The company has partnered with the club since 2010. And, despite everything we’ve learned in that time about climate change and the increasingly devastating impacts it’s having, Woodside continues to double down on fossil fuel expansion.


Last year, they became one of the world’s 10 largest fossil fuel companies after buying up BHP’s massive array of oil and gas assets.

They also decided to push ahead with their destructive new Burrup Hub gas development. If it goes ahead, it will be Australia’s dirtiest fossil fuel project.

And it’s not just gas, Woodside is also opening new oil fields in the Gulf of Mexico and off the coast of Senegal – all of this flying in the face of expert advice from the International Energy Agency, IPCC authors and the UN that the world can’t afford any new fossil fuel projects if we want a safe climate.

Of course, it’s not just Woodside, they and Freo are a current case in point, but we’ve also seen another gas giant, Santos, sponsoring the Wallabies, among others.

I know as an athlete you have sponsors you don’t agree with, there’s often a tension there. But we should be questioning sponsorships by companies that have no plans to decarbonise and threaten the very sports they sponsor.

I can already hear the outrage from the gas industry’s highly paid lobbyists at an ACT senator sticking his nose into WA and the Dockers’ business. But this is an issue that affects us all.

As someone who spent years in WA, and who married a West Australian, I know how important the resources industry is to the state.

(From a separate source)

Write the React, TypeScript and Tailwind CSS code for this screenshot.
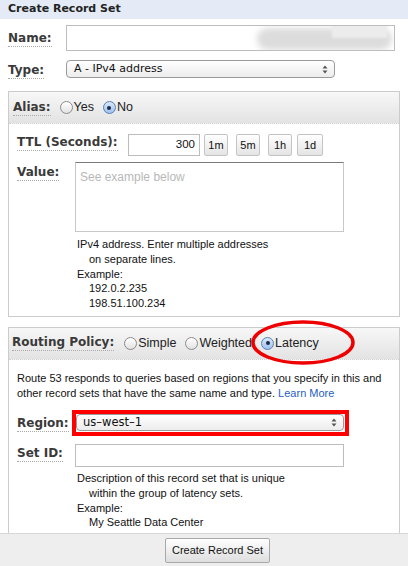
import React from 'react';

const sans = { fontFamily: '"Liberation Sans", Arial, sans-serif' };

function Label({ children }: { children: React.ReactNode }) {
  return (
    <span className="block font-bold text-[12px] text-[#3a3a3a] border-b border-dotted border-[#aaa] leading-[15px] whitespace-nowrap [font-family:'DejaVu_Sans',Verdana,sans-serif]">
      {children}
    </span>
  );
}

function Radio({ checked, label }: { checked?: boolean; label: string }) {
  return (
    <span className="inline-flex items-center text-[12.5px] text-[#222]">
      <span
        className={`w-[13px] h-[13px] rounded-full border flex items-center justify-center ${
          checked
            ? 'border-[#5a7fb5] bg-gradient-to-b from-[#d8e8fa] to-[#9ec3ef]'
            : 'border-[#8a8a8a] bg-gradient-to-b from-white to-[#e2e2e2]'
        }`}
      >
        {checked && <span className="w-[4px] h-[4px] rounded-full bg-[#1c2a44]" />}
      </span>
      <span className="ml-[1px]">{label}</span>
    </span>
  );
}

function SelectArrows() {
  return (
    <svg width="6" height="9" viewBox="0 0 6 9">
      <path d="M0.5 3.5 L3 0.5 L5.5 3.5 Z" fill="#555" />
      <path d="M0.5 5.5 L3 8.5 L5.5 5.5 Z" fill="#555" />
    </svg>
  );
}

function PanelHeader({ children }: { children: React.ReactNode }) {
  return (
    <div className="relative h-[32px] flex items-center bg-gradient-to-b from-[#f7f7f7] to-[#e3e3e3] border-b border-dotted border-[#d0d0d0]">
      {children}
    </div>
  );
}

export default function App() {
  return (
    <div className="w-[408px] h-[566px] bg-white flex flex-col overflow-hidden" style={sans}>
      <div className="flex-1 overflow-hidden">
        {/* title */}
        <div className="h-[19px] bg-[#e4ebf6] pl-2 flex items-center text-[11px] font-bold text-[#222] [font-family:'DejaVu_Sans',Verdana,sans-serif]">
          Create Record Set
        </div>

        {/* name */}
        <div className="flex items-start mt-[6px] pl-2">
          <div className="w-[58px] flex mt-[6px]"><Label>Name:</Label></div>
          <div className="relative w-[329px] h-[26px] border border-[#bdbdbd] overflow-hidden">
            <div className="absolute left-[190px] top-[2px] w-[135px] h-[22px] rounded-full bg-[#dcdcdc] blur-[3px]" />
            <div className="absolute left-[265px] top-[-2px] w-[55px] h-[14px] bg-[#ececec] blur-[1px]" />
          </div>
        </div>

        {/* type */}
        <div className="flex items-start mt-[9px] pl-2">
          <div className="w-[58px] flex mt-[3px]"><Label>Type:</Label></div>
          <div className="w-[269px] h-[18px] rounded-[4px] border border-[#9a9a9a] bg-gradient-to-b from-white to-[#ececec] flex items-center justify-between pl-[7px] pr-[6px] text-[11px] text-[#111] [font-family:'DejaVu_Sans',Verdana,sans-serif]">
            <span>A - IPv4 address</span>
            <SelectArrows />
          </div>
        </div>

        {/* alias panel */}
        <div className="mx-2 mt-[12px] border border-[#cccccc]">
          <PanelHeader>
            <div className="pl-[4px] flex items-center gap-[9px]">
              <Label>Alias:</Label>
              <div className="flex items-center gap-[9px]">
                <Radio label="Yes" />
                <Radio checked label="No" />
              </div>
            </div>
          </PanelHeader>
          <div className="pl-[8px] pt-[10px] pb-[5px]">
            <div className="flex items-start">
              <div className="w-[111px] flex mt-[1px]"><Label>TTL (Seconds):</Label></div>
              <div className="w-[72px] h-[22px] border border-[#bdbdbd] flex items-center justify-end pr-[4px] text-[11.5px] text-[#111]">
                300
              </div>
              {['1m', '5m', '1h', '1d'].map((t, i) => (
                <div
                  key={t}
                  className={`h-[22px] border border-[#c4c4c4] rounded-[2px] bg-gradient-to-b from-white to-[#e4e4e4] flex items-center justify-center text-[11px] text-[#111] ${
                    i === 0 ? 'ml-[4px] w-[24px]' : i === 3 ? 'ml-[5px] w-[26px]' : 'ml-[8px] w-[24px]'
                  }`}
                >
                  {t}
                </div>
              ))}
            </div>
            <div className="flex items-start mt-[6px]">
              <div className="w-[58px] flex mt-[3px]"><Label>Value:</Label></div>
              <div className="w-[269px] h-[70px] border border-[#c8c8c8] border-t-[#7a7a7a] pl-[4px] pt-[5px] text-[12px] text-[#b8b8b8]">
                See example below
              </div>
            </div>
            <div className="ml-[60px] mt-[5px] text-[11px] leading-[14.8px] text-[#111]">
              <div>IPv4 address. Enter multiple addresses</div>
              <div className="pl-[12px]">on separate lines.</div>
              <div>Example:</div>
              <div className="pl-[12px]">192.0.2.235</div>
              <div className="pl-[12px]">198.51.100.234</div>
            </div>
          </div>
        </div>

        {/* routing panel */}
        <div className="mx-2 mt-[10px] border border-[#cccccc] border-b-0 h-[300px]">
          <PanelHeader>
            <div className="pl-[3px] flex items-center gap-[10px]">
              <Label>Routing Policy:</Label>
              <div className="flex items-center gap-[9px]">
                <Radio label="Simple" />
                <Radio label="Weighted" />
                <Radio checked label="Latency" />
              </div>
            </div>
            <svg className="absolute left-[241px] top-[-9px]" width="106" height="47" viewBox="0 0 106 47">
              <ellipse cx="53" cy="23.5" rx="50" ry="20.5" fill="none" stroke="#ee0000" strokeWidth="3.5" />
            </svg>
          </PanelHeader>
          <div className="pl-[8px] pt-[11px]">
            <div className="text-[11px] leading-[15px] text-[#111] w-[370px]">
              Route 53 responds to queries based on regions that you specify in this and other record sets that have
              the same name and type. <span className="text-[#1f5fbf]">Learn More</span>
            </div>
            <div className="flex items-start mt-[9px]">
              <div className="w-[55px] flex mt-[6px]"><Label>Region:</Label></div>
              <div className="border-[4px] border-[#ff0000] w-[277px] h-[26px] flex items-center">
                <div className="w-[268px] h-[17px] rounded-[4px] border border-[#9a9a9a] bg-gradient-to-b from-white to-[#ececec] flex items-center justify-between pl-[6px] pr-[6px] text-[11.5px] text-[#111] [font-family:'DejaVu_Sans',Verdana,sans-serif]">
                  <span>us–west–1</span>
                  <SelectArrows />
                </div>
              </div>
            </div>
            <div className="flex items-start mt-[8px]">
              <div className="w-[58px] flex mt-[2px]"><Label>Set ID:</Label></div>
              <div className="w-[269px] h-[23px] border border-[#bdbdbd]" />
            </div>
            <div className="ml-[60px] mt-[4px] text-[11px] leading-[14.8px] text-[#111]">
              <div>Description of this record set that is unique</div>
              <div className="pl-[12px]">within the group of latency sets.</div>
              <div>Example:</div>
              <div className="pl-[12px]">My Seattle Data Center</div>
            </div>
          </div>
        </div>
      </div>

      {/* footer */}
      <div className="h-[33px] shrink-0 bg-[#eeeeee] border-t border-[#d8d8d8] flex items-center">
        <div className="ml-[165px] w-[105px] h-[25px] border border-[#a8a8a8] rounded-[2px] bg-gradient-to-b from-white to-[#dedede] flex items-center justify-center text-[11px] text-[#111] whitespace-nowrap">
          Create Record Set
        </div>
      </div>
    </div>
  );
}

It’s not the resources industry that is the issue here. There is an exciting future for mining the metals and minerals we need for the energy transition. The issue here is fossil fuel companies like Woodside trying to maximise profits while they still can, opening up new oil and gas despite the record heat and climate disasters we are already seeing around the world.

As they, rightly, come under increasing criticism and scrutiny for their continued fossil fuel expansion, it helps Woodside hang onto any last vestige of their social licence by partnering with a beloved and trusted brand like Freo, adored by so many West Australians.

Rather than being supported, the Fremantle Dockers are being used by Woodside in their attempts to greenwash their image with the WA community.

A few years ago, I was lucky to be part of the first big moment of Australian athletes taking a stand for the communities we love.

Almost 500 athletes put their names to an open letter calling for the Australian government to lift their ambition in tackling climate change in the lead-up to COP26.

Fremantle had among the highest number of players from a single club signing on. It was also players who led an historic effort at the Dockers to create a new sustainability framework last year, which includes taking “urgent action to combat climate change and its impacts” as a key priority.


Sport needs to continue being a driver of the change we so desperately need.

As 21-year-old Freo local, Dockers fan and Australia Youth Climate Coalition state co-ordinator, Jemima Williamson-Wong, told this masthead: “Why would young people want to become a Fremantle member when it means partnering with a company blatantly fuelling climate destruction?”

I urge the Dockers board, and every other professional sporting organisation in the country, to consider the science as well as the legal liabilities a failure to adequately act on climate creates for the club and for their legacy.

Climate change poses a huge threat to all sports. Clubs have a responsibility to protect their staff, players, members and fans.

If sport continues to partner with fossil fuels, all of these things are at risk.

We know the power sport has to inspire and unite us, to help us stay healthy and active, and to build community.

It’s time for them to stop allowing all that good to be used by fossil fuel companies clinging on to a way of making profits that puts us all at risk.